Et tout au long du film, on passe progressivement d’une amitié masculine, virile, lors des premières scènes qui se déroulent sur le lieu de travail des 3 jeunes hommes – un entrepôt – à une homophilie dès lors que Kane commence à percer dans la musique.
De la binarité entre le bon et le méchant entre Steams (l’acteur Stanley Durimel) et Tony qui accompagne toute la narration du film, découle une tension sexuelle avec le premier au détour de regards appuyés au clair de la lune sur les hauteurs de la ville, tandis que cette tension non moins latente avec le second, est gommée par le jeu de rôle de Jordan Laurent qui performe ici à l’écran une masculinité, faite de blagues viriles ou de remarques sur les femmes.
Pour le cinéphile averti, il est difficile de ne pas voir là quelques analogies avec Moonlight (clair de lune en français) de Barry Jenkins, 3 fois oscarisé en 2017, mais jamais distribué dans les salles de cinéma des Antilles-Guyane, en raison du refus d’exploiter commercialement un film traitant de l’homosexualité masculine noire.
Dans une île comme la Guadeloupe, où l’homophobie est complètement patrimonialisée, à travers le refus de la mairie des Abymes de débaptiser l’école primaire Christy Campbell (Admiral T), le choix esthétique homophile des deux réalisateurs fait ainsi montre d’audace. Aussi, peut-être est-ce une façon d’illustrer ce que Jordan Laurent qualifie « de part d’ombre de l’industrie musicale », sans préciser davantage sa pensée auprès des festivaliers du KIFF.
Ce que « Dream On » dit de la perception inconsciente de la bisexualité en Guadeloupe
Inévitablement, à défaut de faire de l’homosexualité un fil conducteur de la relation entre Kane, Steams et Tony, la bisexualité d’un des personnages, Tony, le manager de Kane, fait immaquablement immixion dans le synopsis, sans qu’elle y soit anecdotique.
Au contraire, les réalisateurs ont voulu s’appuyer sur cet aspect de la personnalité de Tony, premier personnage bisexuel du cinéma de fiction guadeloupéen – si l’on met de côté le long-métrage les Konxs tourné en région parisienne en format Digital Video en 2006 – pour créer une bascule dans le film, celle où l’homophilie s’estompe.
Et on peut encore interroger la façon dont est dépeinte cette bisexualité. Tony apparait comme un homme dissimulateur quant à ses attirances envers les hommes et par conséquent profondément menteur. Mis au pied du mur, confronté à ses écheveaux de mensonges, il se fait véhément, virulent, dangereux, menaçant.

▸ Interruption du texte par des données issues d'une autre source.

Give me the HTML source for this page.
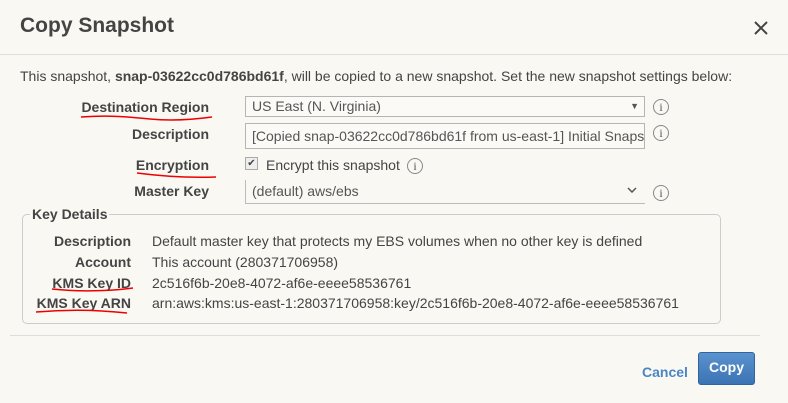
<!DOCTYPE html>
<html><head><style>
body{margin:0;width:788px;height:403px;background:#faf8f3;font-family:"Liberation Sans",Arial,sans-serif;color:#444;position:relative;overflow:hidden;font-size:14px}
.a{position:absolute;white-space:nowrap}
.lbl{font-weight:bold;text-align:right}
.box{position:absolute;border:1px solid #b5b5b5;background:#fbfaf7;box-sizing:border-box;padding:0 6px;color:#555;font-size:14px;overflow:hidden;white-space:nowrap}
.i{position:absolute;width:14px;height:14px;border:1px solid #888;border-radius:50%;font-size:12px;line-height:14px;text-align:center;color:#555;font-family:"Liberation Serif",serif}
</style></head><body>
<div class="a" style="left:20px;top:14px;font-size:21px;font-weight:bold;color:#444">Copy Snapshot</div>
<svg class="a" style="left:754px;top:21px" width="14" height="14"><path d="M1 1L13 13M13 1L1 13" stroke="#444" stroke-width="2"/></svg>
<div class="a" style="left:0;top:54px;width:788px;height:1px;background:#ddd"></div>
<div class="a" style="left:20px;top:68px">This snapshot, <b>snap-03622cc0d786bd61f</b>, will be copied to a new snapshot. Set the new snapshot settings below:</div>
<div class="a lbl" style="right:579px;top:99px">Destination Region</div>
<div class="a lbl" style="right:579px;top:126px">Description</div>
<div class="a lbl" style="right:579px;top:157px">Encryption</div>
<div class="a lbl" style="right:579px;top:183px">Master Key</div>
<div class="box" style="left:245px;top:96px;width:400px;height:21px;line-height:19px">US East (N. Virginia)<span style="position:absolute;right:5px;font-size:9px">▼</span></div>
<div class="box" style="left:245px;top:123px;width:400px;height:26px;line-height:24px">[Copied snap-03622cc0d786bd61f from us-east-1] Initial Snapshot</div>
<div class="a" style="left:245px;top:157px;width:11px;height:11px;border:1px solid #aaa;background:#eee;font-size:10px;line-height:11px;text-align:center">✔</div>
<div class="a" style="left:266px;top:157px;font-size:14px">Encrypt this snapshot</div>
<div class="i" style="left:407px;top:158px">i</div>
<div class="a" style="left:245px;top:180px;width:400px;height:24px;border-left:1px solid #bbb;border-bottom:1px solid #bbb;box-sizing:border-box"></div>
<div class="a" style="left:252px;top:183px;color:#555">(default) aws/ebs</div>
<svg class="a" style="left:627px;top:187px" width="10" height="6"><path d="M1 1L5 5L9 1" stroke="#555" stroke-width="1.5" fill="none"/></svg>
<div class="i" style="left:653px;top:99px">i</div>
<div class="i" style="left:653px;top:125px">i</div>
<div class="i" style="left:653px;top:185px">i</div>
<div class="a" style="left:22px;top:214px;width:699px;height:110px;border:1px solid #ccc;border-radius:5px;box-sizing:border-box"></div>
<div class="a lbl" style="left:30px;top:206px;background:#faf8f3;padding:0 2px">Key Details</div>
<div class="a lbl" style="right:657px;top:233px">Description</div>
<div class="a lbl" style="right:657px;top:254px">Account</div>
<div class="a lbl" style="right:657px;top:275px">KMS Key ID</div>
<div class="a lbl" style="right:657px;top:295px">KMS Key ARN</div>
<div class="a" style="left:152px;top:233px">Default master key that protects my EBS volumes when no other key is defined</div>
<div class="a" style="left:152px;top:254px">This account (280371706958)</div>
<div class="a" style="left:152px;top:275px">2c516f6b-20e8-4072-af6e-eeee58536761</div>
<div class="a" style="left:152px;top:295px">arn:aws:kms:us-east-1:280371706958:key/2c516f6b-20e8-4072-af6e-eeee58536761</div>
<div class="a" style="left:10px;top:335px;width:750px;height:1px;background:#ddd"></div>
<div class="a" style="left:642px;top:364px;font-weight:bold;color:#4a86c5">Cancel</div>
<div class="a" style="left:698px;top:352px;width:57px;height:33px;border:1px solid #2f66a0;border-radius:3px;box-sizing:border-box;background:linear-gradient(#5b93cf,#3b74b4);color:#fff;font-weight:bold;font-size:14px;text-align:center;line-height:28px">Copy</div>
<svg class="a" style="left:0;top:0" width="788" height="403">
<g fill="none" stroke="#e00" stroke-width="1.5">
<path d="M81 117 C110 115,130 117,150 119 S190 120,212 117"/>
<path d="M137 173 C160 176,190 178,216 177"/>
<path d="M52 289 C80 292,110 291,133 288"/>
<path d="M36 312 C70 309,100 310,127 313"/>
</g></svg>
</body></html>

Pis encore, il apparaît sous les traits d’un homme fourbe, perfide, vénal, ayant des troubles psychologiques et en proie à une addiction aux casinos, au point d’avoir totalement dilapidé la fortune de Kane dans des prestations sexuelles tarifées auprès d’escort-boys.
Finalement, licencié, sans argent et acculé, son orientation sexuelle étant découverte, Tony se décide à aller enlever la vie de Kane, dans un nouvel homicide par arme à feu qui vient endeuiller la Guadeloupe, dans une résonnance extrêmement sinistre avec le quotidien des habitants de l’archipel.

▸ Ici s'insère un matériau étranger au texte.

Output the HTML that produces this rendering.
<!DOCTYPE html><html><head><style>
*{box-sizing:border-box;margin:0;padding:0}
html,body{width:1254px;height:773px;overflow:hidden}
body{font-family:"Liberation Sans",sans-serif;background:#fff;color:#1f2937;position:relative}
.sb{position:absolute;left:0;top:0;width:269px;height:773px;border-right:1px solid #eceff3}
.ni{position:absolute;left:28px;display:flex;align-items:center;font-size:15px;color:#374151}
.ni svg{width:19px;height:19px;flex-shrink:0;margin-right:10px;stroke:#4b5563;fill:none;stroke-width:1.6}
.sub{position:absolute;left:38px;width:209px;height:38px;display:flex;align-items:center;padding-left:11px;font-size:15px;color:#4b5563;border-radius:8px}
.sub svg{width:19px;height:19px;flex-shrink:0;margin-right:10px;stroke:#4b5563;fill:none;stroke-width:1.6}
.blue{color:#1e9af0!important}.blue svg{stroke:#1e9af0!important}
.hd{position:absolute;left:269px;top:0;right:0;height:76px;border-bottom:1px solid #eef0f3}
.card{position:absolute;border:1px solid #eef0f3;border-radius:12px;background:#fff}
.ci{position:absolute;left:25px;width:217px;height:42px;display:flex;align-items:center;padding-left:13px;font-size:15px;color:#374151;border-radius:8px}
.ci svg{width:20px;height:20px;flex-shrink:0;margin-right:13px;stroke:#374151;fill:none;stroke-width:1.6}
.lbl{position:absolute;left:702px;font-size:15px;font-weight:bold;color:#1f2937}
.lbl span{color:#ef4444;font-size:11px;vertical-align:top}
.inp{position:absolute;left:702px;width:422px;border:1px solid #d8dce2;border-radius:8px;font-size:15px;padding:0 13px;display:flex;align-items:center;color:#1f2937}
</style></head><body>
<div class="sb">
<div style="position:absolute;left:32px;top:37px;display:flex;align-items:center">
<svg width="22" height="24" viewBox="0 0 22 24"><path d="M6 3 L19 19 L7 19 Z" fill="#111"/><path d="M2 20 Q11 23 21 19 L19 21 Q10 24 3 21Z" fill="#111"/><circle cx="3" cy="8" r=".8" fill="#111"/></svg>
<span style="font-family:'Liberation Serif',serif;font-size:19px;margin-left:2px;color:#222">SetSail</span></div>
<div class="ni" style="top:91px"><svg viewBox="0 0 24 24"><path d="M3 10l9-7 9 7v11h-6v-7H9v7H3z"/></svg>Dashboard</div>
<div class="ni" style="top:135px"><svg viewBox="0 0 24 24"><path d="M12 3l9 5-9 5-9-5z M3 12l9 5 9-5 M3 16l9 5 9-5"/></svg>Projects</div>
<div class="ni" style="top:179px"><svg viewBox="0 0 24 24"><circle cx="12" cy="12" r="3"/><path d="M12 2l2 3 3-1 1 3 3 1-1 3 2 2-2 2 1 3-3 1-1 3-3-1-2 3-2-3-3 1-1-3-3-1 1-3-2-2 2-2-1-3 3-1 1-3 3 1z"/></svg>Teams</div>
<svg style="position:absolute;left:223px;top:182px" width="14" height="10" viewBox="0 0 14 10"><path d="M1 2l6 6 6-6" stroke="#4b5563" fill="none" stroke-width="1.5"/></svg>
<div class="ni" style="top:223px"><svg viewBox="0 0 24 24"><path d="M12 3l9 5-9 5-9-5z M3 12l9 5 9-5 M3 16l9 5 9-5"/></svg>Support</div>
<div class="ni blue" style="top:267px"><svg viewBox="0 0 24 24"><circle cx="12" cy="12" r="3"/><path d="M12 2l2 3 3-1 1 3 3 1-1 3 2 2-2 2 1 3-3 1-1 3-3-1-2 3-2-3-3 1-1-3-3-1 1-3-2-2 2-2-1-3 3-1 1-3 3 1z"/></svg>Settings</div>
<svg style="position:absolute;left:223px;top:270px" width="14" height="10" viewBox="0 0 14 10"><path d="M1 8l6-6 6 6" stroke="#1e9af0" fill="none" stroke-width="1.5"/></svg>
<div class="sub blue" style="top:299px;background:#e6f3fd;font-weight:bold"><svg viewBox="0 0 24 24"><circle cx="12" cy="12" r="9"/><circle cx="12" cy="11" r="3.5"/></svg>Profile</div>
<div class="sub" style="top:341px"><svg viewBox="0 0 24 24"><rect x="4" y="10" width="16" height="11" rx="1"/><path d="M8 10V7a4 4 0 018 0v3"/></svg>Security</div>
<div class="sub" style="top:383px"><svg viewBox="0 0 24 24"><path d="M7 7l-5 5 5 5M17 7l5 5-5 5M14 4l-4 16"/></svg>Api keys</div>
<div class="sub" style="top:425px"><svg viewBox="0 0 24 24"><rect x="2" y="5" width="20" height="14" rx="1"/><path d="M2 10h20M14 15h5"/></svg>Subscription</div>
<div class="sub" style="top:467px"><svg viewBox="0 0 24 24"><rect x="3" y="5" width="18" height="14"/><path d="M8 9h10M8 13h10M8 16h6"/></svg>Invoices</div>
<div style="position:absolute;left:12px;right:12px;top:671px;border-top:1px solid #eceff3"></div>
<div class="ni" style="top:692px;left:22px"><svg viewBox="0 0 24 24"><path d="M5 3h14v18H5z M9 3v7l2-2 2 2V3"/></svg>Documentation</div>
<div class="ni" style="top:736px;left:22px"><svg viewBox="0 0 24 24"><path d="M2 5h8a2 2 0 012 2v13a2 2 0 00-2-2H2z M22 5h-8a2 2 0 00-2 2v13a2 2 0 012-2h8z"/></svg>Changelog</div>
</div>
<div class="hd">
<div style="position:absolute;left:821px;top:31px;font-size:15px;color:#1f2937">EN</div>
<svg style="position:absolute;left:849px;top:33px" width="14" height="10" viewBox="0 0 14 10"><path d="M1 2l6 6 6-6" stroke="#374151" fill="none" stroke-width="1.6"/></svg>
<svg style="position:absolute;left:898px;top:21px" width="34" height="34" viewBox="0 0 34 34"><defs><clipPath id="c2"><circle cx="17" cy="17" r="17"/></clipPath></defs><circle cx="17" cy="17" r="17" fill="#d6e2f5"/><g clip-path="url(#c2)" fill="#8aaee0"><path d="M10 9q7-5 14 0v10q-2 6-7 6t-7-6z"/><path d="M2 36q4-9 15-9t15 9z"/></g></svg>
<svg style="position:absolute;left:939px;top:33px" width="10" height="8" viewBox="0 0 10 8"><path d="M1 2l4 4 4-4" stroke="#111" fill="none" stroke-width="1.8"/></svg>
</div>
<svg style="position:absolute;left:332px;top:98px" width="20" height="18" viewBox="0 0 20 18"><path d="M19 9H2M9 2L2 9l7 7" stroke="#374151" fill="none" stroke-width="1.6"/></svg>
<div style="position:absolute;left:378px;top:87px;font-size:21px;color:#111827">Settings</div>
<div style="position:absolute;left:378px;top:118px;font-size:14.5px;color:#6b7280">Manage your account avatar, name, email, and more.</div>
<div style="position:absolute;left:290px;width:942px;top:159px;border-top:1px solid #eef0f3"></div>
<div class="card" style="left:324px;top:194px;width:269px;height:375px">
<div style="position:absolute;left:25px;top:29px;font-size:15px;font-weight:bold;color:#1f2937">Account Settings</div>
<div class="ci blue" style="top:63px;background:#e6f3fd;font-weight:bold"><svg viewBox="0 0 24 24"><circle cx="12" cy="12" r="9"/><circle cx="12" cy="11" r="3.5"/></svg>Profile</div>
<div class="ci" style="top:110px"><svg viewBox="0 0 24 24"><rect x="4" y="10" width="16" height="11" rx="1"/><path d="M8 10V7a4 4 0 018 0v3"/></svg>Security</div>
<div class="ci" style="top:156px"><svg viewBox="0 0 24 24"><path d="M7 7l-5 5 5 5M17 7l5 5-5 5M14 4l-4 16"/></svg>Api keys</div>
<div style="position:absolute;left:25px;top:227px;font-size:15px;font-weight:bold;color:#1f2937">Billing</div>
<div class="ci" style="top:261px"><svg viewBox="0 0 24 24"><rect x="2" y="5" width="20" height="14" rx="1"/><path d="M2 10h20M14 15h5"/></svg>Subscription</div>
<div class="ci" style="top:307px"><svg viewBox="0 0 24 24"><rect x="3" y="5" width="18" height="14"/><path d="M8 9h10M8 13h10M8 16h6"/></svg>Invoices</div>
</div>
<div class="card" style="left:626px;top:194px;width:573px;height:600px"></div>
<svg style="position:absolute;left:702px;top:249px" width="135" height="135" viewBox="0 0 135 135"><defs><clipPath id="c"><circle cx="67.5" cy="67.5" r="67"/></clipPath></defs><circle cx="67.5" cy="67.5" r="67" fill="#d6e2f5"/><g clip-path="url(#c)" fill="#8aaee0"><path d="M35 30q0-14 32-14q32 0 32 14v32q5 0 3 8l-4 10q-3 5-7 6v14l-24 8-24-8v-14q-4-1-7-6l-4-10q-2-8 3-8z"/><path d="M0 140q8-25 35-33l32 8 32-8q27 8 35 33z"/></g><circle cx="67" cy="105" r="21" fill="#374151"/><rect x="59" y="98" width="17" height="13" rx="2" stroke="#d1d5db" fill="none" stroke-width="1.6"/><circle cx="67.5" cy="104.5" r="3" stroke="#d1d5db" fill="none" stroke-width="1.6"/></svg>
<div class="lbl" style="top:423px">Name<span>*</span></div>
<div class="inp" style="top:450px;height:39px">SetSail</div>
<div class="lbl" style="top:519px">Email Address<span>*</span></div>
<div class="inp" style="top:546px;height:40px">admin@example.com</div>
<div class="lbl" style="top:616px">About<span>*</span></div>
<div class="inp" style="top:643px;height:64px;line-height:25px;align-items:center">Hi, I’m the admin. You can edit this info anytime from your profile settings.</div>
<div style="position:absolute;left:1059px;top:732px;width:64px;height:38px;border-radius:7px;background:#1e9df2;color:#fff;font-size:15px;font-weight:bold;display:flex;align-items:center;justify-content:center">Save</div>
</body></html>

Symboliquement Vincent Mac Doom avait cloué Krys au pilori sur le plateau de Cauet en 2006, en faisant de lui un roi déchu de la musique urbaine antillaise. De son côté, « Drean On » offre à voir un épilogue où le synopsis prend fin dans une Guadeloupe enveloppée d’un manteau de tristesse, avec toute une nation insulaire qui pleure la perte de son enfant, de son chanteur et de son héros, par la faute d’un bisexuel irresponsable, criminel, ayant des problèmes de santé mentale.
Dans l’historicité cinématographique guadeloupéenne, pour l’éternité, le premier personnage de fiction bisexuel et l’unique à ce jour est et restera un meurtrier, un assassin d’une icone locale. Et dans la culture populaire, cela revient à graver ce type d’inconscient, à le nourrir, alors même que l’homophobie latente est très manifeste au niveau institutionnel en Guadeloupe, notamment au niveau du Comité du Tourisme des Îles de Guadeloupe.
Loin de moi l’idée de prêter une intention délibérée aux réalisateurs, d’autant plus que garantir la liberté de création artistique est indispensable dans une atmosphère qui puisse être dénuée de censure. Néanmoins d’un point de vue LGBT+ militant, les représentations et par-delà les inconscients qu’ils traduisent, parlent.